* Start *
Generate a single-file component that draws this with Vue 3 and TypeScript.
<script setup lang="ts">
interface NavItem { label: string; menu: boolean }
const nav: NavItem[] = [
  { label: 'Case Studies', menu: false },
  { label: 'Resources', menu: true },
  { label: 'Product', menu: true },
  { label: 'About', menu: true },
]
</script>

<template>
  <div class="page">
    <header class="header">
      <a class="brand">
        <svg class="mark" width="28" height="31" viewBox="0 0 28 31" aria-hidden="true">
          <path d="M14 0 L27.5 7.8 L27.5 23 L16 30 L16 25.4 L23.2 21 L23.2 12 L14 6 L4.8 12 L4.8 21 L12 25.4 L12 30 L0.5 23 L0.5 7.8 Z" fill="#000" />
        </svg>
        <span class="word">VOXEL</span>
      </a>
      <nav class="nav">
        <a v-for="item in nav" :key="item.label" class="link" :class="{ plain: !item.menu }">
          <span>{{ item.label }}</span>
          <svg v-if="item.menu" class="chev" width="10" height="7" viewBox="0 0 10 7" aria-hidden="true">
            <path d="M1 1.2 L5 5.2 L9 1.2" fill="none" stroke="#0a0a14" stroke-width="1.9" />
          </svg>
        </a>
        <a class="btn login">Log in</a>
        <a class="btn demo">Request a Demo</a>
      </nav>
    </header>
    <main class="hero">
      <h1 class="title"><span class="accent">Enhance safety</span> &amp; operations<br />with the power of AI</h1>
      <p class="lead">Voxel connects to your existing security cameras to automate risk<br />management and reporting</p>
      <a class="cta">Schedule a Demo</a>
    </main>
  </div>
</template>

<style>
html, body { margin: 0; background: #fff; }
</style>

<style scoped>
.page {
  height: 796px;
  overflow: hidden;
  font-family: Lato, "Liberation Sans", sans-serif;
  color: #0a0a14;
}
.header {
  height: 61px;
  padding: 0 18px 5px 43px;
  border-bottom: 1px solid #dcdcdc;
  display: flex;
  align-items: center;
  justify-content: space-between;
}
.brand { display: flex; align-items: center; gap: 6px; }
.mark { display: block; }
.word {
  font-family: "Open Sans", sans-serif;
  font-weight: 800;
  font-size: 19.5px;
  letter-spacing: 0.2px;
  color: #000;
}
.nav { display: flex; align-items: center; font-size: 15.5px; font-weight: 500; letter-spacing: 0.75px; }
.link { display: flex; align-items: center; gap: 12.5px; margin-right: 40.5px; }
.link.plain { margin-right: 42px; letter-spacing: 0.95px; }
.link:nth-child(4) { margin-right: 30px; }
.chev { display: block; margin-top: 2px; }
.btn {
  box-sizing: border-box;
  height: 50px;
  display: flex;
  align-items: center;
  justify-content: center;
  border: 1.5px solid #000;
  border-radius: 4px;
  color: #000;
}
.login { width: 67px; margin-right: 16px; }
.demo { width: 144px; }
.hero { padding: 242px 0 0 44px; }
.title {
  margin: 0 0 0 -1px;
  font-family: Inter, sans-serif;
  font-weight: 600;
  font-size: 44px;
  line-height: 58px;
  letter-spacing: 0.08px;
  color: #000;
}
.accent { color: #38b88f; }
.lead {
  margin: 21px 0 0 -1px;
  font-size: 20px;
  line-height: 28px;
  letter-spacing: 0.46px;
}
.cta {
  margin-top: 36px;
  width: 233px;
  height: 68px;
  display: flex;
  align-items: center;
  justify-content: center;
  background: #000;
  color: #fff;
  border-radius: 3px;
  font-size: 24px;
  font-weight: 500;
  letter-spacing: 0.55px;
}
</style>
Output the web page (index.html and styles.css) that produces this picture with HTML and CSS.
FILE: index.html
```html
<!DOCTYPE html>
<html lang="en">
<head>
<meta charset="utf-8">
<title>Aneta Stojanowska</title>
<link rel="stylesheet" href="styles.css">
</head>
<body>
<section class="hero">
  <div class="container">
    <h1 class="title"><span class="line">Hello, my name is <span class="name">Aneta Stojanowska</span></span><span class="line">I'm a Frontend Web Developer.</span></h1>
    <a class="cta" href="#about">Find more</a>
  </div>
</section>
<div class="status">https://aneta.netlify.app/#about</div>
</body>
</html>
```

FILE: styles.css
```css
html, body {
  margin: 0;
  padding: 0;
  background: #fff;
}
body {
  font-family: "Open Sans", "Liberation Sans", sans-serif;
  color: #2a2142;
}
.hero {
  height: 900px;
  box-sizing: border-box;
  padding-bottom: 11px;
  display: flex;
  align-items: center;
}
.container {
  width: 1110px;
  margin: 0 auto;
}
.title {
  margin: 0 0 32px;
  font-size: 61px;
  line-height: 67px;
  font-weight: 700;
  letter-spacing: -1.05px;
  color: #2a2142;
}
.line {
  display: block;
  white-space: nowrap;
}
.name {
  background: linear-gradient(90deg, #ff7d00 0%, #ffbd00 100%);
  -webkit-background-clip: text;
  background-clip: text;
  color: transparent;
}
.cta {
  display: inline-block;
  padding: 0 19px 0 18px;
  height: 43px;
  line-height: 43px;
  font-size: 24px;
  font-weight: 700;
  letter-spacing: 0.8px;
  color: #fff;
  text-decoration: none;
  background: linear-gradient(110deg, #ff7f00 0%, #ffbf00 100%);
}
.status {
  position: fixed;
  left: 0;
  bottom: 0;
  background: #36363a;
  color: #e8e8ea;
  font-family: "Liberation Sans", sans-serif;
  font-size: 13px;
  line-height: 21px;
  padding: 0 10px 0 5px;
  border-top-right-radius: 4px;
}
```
* End *
• _EXERCISE INSTRUCTIONS_
Say the number of lines in the listing that hold "this", with no added words.

• _EXERCISE RESULT_
2